* EXERCISE OBJECTIVE: Your job is to retype all of the data word for word, leaving every image out.

* * *

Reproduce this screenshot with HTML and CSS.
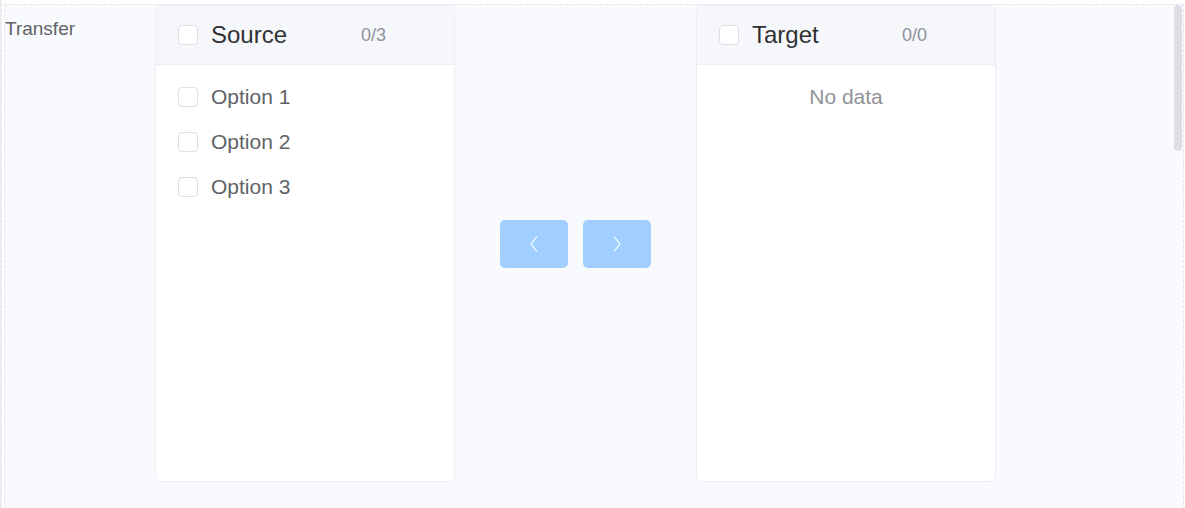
FILE: index.html
```html
<!DOCTYPE html>
<html>
<head>
<meta charset="utf-8">
<link rel="stylesheet" href="styles.css">
</head>
<body>
<div class="page">
  <div class="frame">
    <div class="field">
      <div class="label">Transfer</div>
      <div class="transfer">
        <div class="panel">
          <div class="panel-head">
            <span class="check"></span>
            <span class="title">Source</span>
            <span class="count">0/3</span>
          </div>
          <div class="panel-body">
            <div class="item"><span class="check"></span><span>Option 1</span></div>
            <div class="item"><span class="check"></span><span>Option 2</span></div>
            <div class="item"><span class="check"></span><span>Option 3</span></div>
          </div>
        </div>
        <div class="buttons">
          <button class="btn"><svg width="12" height="18" viewBox="0 0 12 18"><path d="M9 1.5 L3 9 L9 16.5" fill="none" stroke="#fff" stroke-width="1.2"/></svg></button>
          <button class="btn"><svg width="12" height="18" viewBox="0 0 12 18"><path d="M3 1.5 L9 9 L3 16.5" fill="none" stroke="#fff" stroke-width="1.2"/></svg></button>
        </div>
        <div class="panel">
          <div class="panel-head">
            <span class="check"></span>
            <span class="title">Target</span>
            <span class="count">0/0</span>
          </div>
          <div class="panel-body">
            <div class="empty">No data</div>
          </div>
        </div>
      </div>
    </div>
    <div class="thumb"></div>
  </div>
</div>
</body>
</html>
```

FILE: styles.css
```css
html, body {
  margin: 0;
  padding: 0;
  background: #ffffff;
  font-family: "Liberation Sans", Arial, sans-serif;
  overflow: hidden;
}
.page {
  height: 508px;
  border-left: 2px solid #ececef;
  padding: 4px 0 0 2px;
  box-sizing: border-box;
}
.frame {
  position: relative;
  height: 520px;
  border: 1px dashed #e2e4ee;
  background: #f9fafe;
  box-sizing: border-box;
  margin-right: 1px;
}
.field {
  display: flex;
  align-items: flex-start;
}
.label {
  width: 150px;
  font-size: 19px;
  color: #606266;
  line-height: 22px;
  padding-top: 13px;
}
.transfer {
  display: flex;
  align-items: center;
}
.panel {
  width: 300px;
  height: 477px;
  box-sizing: border-box;
  background: #fff;
  border: 1px solid #ebeef5;
  border-radius: 6px;
  overflow: hidden;
  display: flex;
  flex-direction: column;
}
.panel-head {
  height: 58px;
  flex: none;
  background: #f5f7fa;
  border-bottom: 1px solid #ebeef5;
  display: flex;
  align-items: center;
  padding-left: 22px;
}
.check {
  display: inline-block;
  width: 18px;
  height: 18px;
  border: 1px solid #dcdfe6;
  border-radius: 4px;
  background: #fff;
  flex: none;
}
.title {
  margin-left: 13px;
  font-size: 24px;
  color: #303133;
  width: 150px;
}
.count {
  font-size: 18px;
  color: #909399;
}
.panel-body {
  padding-top: 9px;
}
.item {
  height: 45px;
  display: flex;
  align-items: center;
  padding-left: 22px;
  font-size: 21px;
  color: #606266;
}
.item .check {
  margin-right: 13px;
}
.empty {
  height: 45px;
  line-height: 45px;
  text-align: center;
  font-size: 21px;
  color: #909399;
}
.buttons {
  display: flex;
  gap: 15px;
  padding: 0 45px;
}
.btn {
  width: 68px;
  height: 48px;
  border: none;
  border-radius: 5px;
  background: #a0cfff;
  display: flex;
  align-items: center;
  justify-content: center;
  padding: 0;
}
.thumb {
  position: absolute;
  right: 1px;
  top: 0;
  width: 8px;
  height: 146px;
  background: #dedfe6;
  border-radius: 4px;
}
```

* * *

* RESPONSE TO THE EXERCISE:
Reproduce this screenshot with HTML and CSS.
FILE: index.html
```html
<!DOCTYPE html>
<html>
<head>
<meta charset="utf-8">
<link rel="stylesheet" href="styles.css">
</head>
<body>
<div class="page">
  <div class="frame">
    <div class="field">
      <div class="label">Transfer</div>
      <div class="transfer">
        <div class="panel">
          <div class="panel-head">
            <span class="check"></span>
            <span class="title">Source</span>
            <span class="count">0/3</span>
          </div>
          <div class="panel-body">
            <div class="item"><span class="check"></span><span>Option 1</span></div>
            <div class="item"><span class="check"></span><span>Option 2</span></div>
            <div class="item"><span class="check"></span><span>Option 3</span></div>
          </div>
        </div>
        <div class="buttons">
          <button class="btn"><svg width="12" height="18" viewBox="0 0 12 18"><path d="M9 1.5 L3 9 L9 16.5" fill="none" stroke="#fff" stroke-width="1.2"/></svg></button>
          <button class="btn"><svg width="12" height="18" viewBox="0 0 12 18"><path d="M3 1.5 L9 9 L3 16.5" fill="none" stroke="#fff" stroke-width="1.2"/></svg></button>
        </div>
        <div class="panel">
          <div class="panel-head">
            <span class="check"></span>
            <span class="title">Target</span>
            <span class="count">0/0</span>
          </div>
          <div class="panel-body">
            <div class="empty">No data</div>
          </div>
        </div>
      </div>
    </div>
    <div class="thumb"></div>
  </div>
</div>
</body>
</html>
```

FILE: styles.css
```css
html, body {
  margin: 0;
  padding: 0;
  background: #ffffff;
  font-family: "Liberation Sans", Arial, sans-serif;
  overflow: hidden;
}
.page {
  height: 508px;
  border-left: 2px solid #ececef;
  padding: 4px 0 0 2px;
  box-sizing: border-box;
}
.frame {
  position: relative;
  height: 520px;
  border: 1px dashed #e2e4ee;
  background: #f9fafe;
  box-sizing: border-box;
  margin-right: 1px;
}
.field {
  display: flex;
  align-items: flex-start;
}
.label {
  width: 150px;
  font-size: 19px;
  color: #606266;
  line-height: 22px;
  padding-top: 13px;
}
.transfer {
  display: flex;
  align-items: center;
}
.panel {
  width: 300px;
  height: 477px;
  box-sizing: border-box;
  background: #fff;
  border: 1px solid #ebeef5;
  border-radius: 6px;
  overflow: hidden;
  display: flex;
  flex-direction: column;
}
.panel-head {
  height: 58px;
  flex: none;
  background: #f5f7fa;
  border-bottom: 1px solid #ebeef5;
  display: flex;
  align-items: center;
  padding-left: 22px;
}
.check {
  display: inline-block;
  width: 18px;
  height: 18px;
  border: 1px solid #dcdfe6;
  border-radius: 4px;
  background: #fff;
  flex: none;
}
.title {
  margin-left: 13px;
  font-size: 24px;
  color: #303133;
  width: 150px;
}
.count {
  font-size: 18px;
  color: #909399;
}
.panel-body {
  padding-top: 9px;
}
.item {
  height: 45px;
  display: flex;
  align-items: center;
  padding-left: 22px;
  font-size: 21px;
  color: #606266;
}
.item .check {
  margin-right: 13px;
}
.empty {
  height: 45px;
  line-height: 45px;
  text-align: center;
  font-size: 21px;
  color: #909399;
}
.buttons {
  display: flex;
  gap: 15px;
  padding: 0 45px;
}
.btn {
  width: 68px;
  height: 48px;
  border: none;
  border-radius: 5px;
  background: #a0cfff;
  display: flex;
  align-items: center;
  justify-content: center;
  padding: 0;
}
.thumb {
  position: absolute;
  right: 1px;
  top: 0;
  width: 8px;
  height: 146px;
  background: #dedfe6;
  border-radius: 4px;
}
```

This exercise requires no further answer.